Loss can be subtle as well. A story may survive while its ritual use disappears. A legend may remain but lose its local place knowledge. A proverb may be quoted without its older social force. A chant may be remembered only as performance, no longer as laboring rhythm or sacred utterance. In that sense, oral preservation is not just a matter of keeping words alive; it is a matter of keeping the social ecology alive around the words.
This makes preservation work urgent but also delicate. Recording a teller, teaching a younger generation, supporting language revitalization, sustaining festivals, and respecting local performance rights all matter. So does recognizing that communities are not static museums. A tradition survives best when people have reasons to keep using it, not when they are merely told to conserve it as heritage.
The real answer to the question
How does oral tradition preserve stories without writing? By turning memory into craft, craft into performance, and performance into shared social practice. Repetition makes the story hold. Formula and rhythm make it retrievable. Audience recognition stabilizes it. Place, season, and ritual attach it to life. Skilled tellers model it. Younger listeners absorb it. Communities adapt it without fully abandoning the shape that makes it theirs.
That is why oral tradition deserves to be taken on its own terms rather than measured as an imperfect substitute for literacy. It is a distinct technology of cultural memory.

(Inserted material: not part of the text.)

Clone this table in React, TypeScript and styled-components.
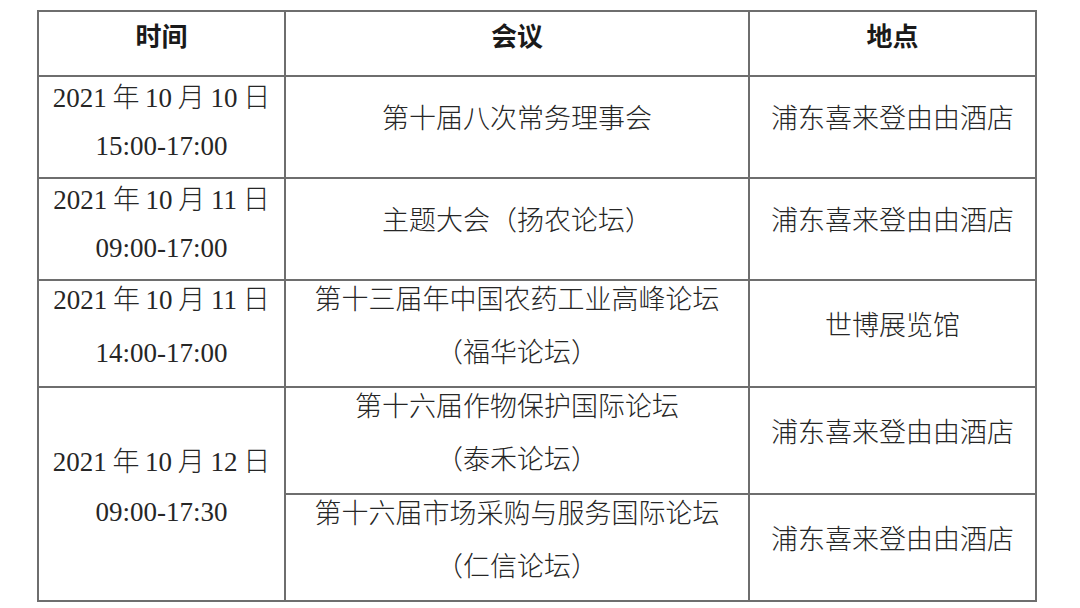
import { createGlobalStyle, styled } from "styled-components";

const GlobalStyle = createGlobalStyle`
    html, body {
        margin: 0;
        padding: 0;
        background: #ffffff;
    }
`

const Page = styled.div`
    padding: 10px 0 0 37px;
    font-family: "Liberation Serif", "Noto Sans CJK SC", serif;
    color: #262626;
`

const Table = styled.table`
    border-collapse: collapse;
    table-layout: fixed;
    width: 998px;
`

const Head = styled.th`
    height: 65px;
    box-sizing: border-box;
    border: 2px solid #6e6e6e;
    font-family: "Noto Sans CJK SC", sans-serif;
    font-weight: 700;
    font-size: 26px;
    color: #1a1a1a;
    text-align: center;
    vertical-align: top;
    padding: 3px 0 0;
    line-height: 40px;
`

const Cell = styled.td<{ $h: number; $pb?: number }>`
    height: ${(p) => p.$h}px;
    box-sizing: border-box;
    border: 2px solid #6e6e6e;
    font-size: 27px;
    font-weight: 300;
    text-align: center;
    vertical-align: middle;
    padding: 0 0 ${(p) => p.$pb ?? 16}px;
    word-spacing: -1px;
    white-space: nowrap;
`

const Stack = styled.div<{ $gap: number }>`
    display: flex;
    flex-direction: column;
    align-items: center;
    gap: ${(p) => p.$gap}px;
`

const Line = styled.div`
    line-height: 36px;
`

type Row = {
    date?: string
    time?: string
    span?: number
    meeting: string[]
    place: string
    h: number
    gap: number
}

const rows: Row[] = [
    { date: "2021 年 10 月 10 日", time: "15:00-17:00", meeting: ["第十届八次常务理事会"], place: "浦东喜来登由由酒店", h: 102, gap: 12 },
    { date: "2021 年 10 月 11 日", time: "09:00-17:00", meeting: ["主题大会（扬农论坛）"], place: "浦东喜来登由由酒店", h: 102, gap: 12 },
    { date: "2021 年 10 月 11 日", time: "14:00-17:00", meeting: ["第十三届年中国农药工业高峰论坛", "（福华论坛）"], place: "世博展览馆", h: 107, gap: 17 },
    { date: "2021 年 10 月 12 日", time: "09:00-17:30", span: 2, meeting: ["第十六届作物保护国际论坛", "（泰禾论坛）"], place: "浦东喜来登由由酒店", h: 107, gap: 17 },
    { meeting: ["第十六届市场采购与服务国际论坛", "（仁信论坛）"], place: "浦东喜来登由由酒店", h: 107, gap: 17 },
]

export default function App() {
    return (
        <Page>
            <GlobalStyle />
            <Table>
                <colgroup>
                    <col style={{ width: 247 }} />
                    <col style={{ width: 464 }} />
                    <col style={{ width: 287 }} />
                </colgroup>
                <thead>
                    <tr>
                        <Head>时间</Head>
                        <Head>会议</Head>
                        <Head>地点</Head>
                    </tr>
                </thead>
                <tbody>
                    {rows.map((r, i) => (
                        <tr key={i}>
                            {r.date && (
                                <Cell $h={r.h} $pb={r.gap === 12 ? 10 : 14} rowSpan={r.span ?? 1}>
                                    <Stack $gap={r.span ? 14 : r.gap}>
                                        <Line>{r.date}</Line>
                                        <Line>{r.time}</Line>
                                    </Stack>
                                </Cell>
                            )}
                            <Cell $h={r.h} $pb={r.meeting.length > 1 ? 14 : 16}>
                                <Stack $gap={r.gap}>
                                    {r.meeting.map((m) => (
                                        <Line key={m}>{m}</Line>
                                    ))}
                                </Stack>
                            </Cell>
                            <Cell $h={r.h}>
                                <Line>{r.place}</Line>
                            </Cell>
                        </tr>
                    ))}
                </tbody>
            </Table>
        </Page>
    )
}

It can hold genealogies, epics, moral tales, jokes, legends, prayers, and local histories with an efficiency that depends less on textual fixity than on social circulation. The story remains alive because people keep hearing it in a form they can remember and keep telling it in a form others will recognize. Writing can preserve words. Oral tradition preserves a relationship between words, people, and recurring life. That is why so many stories endure long before they are written and long after they have been printed.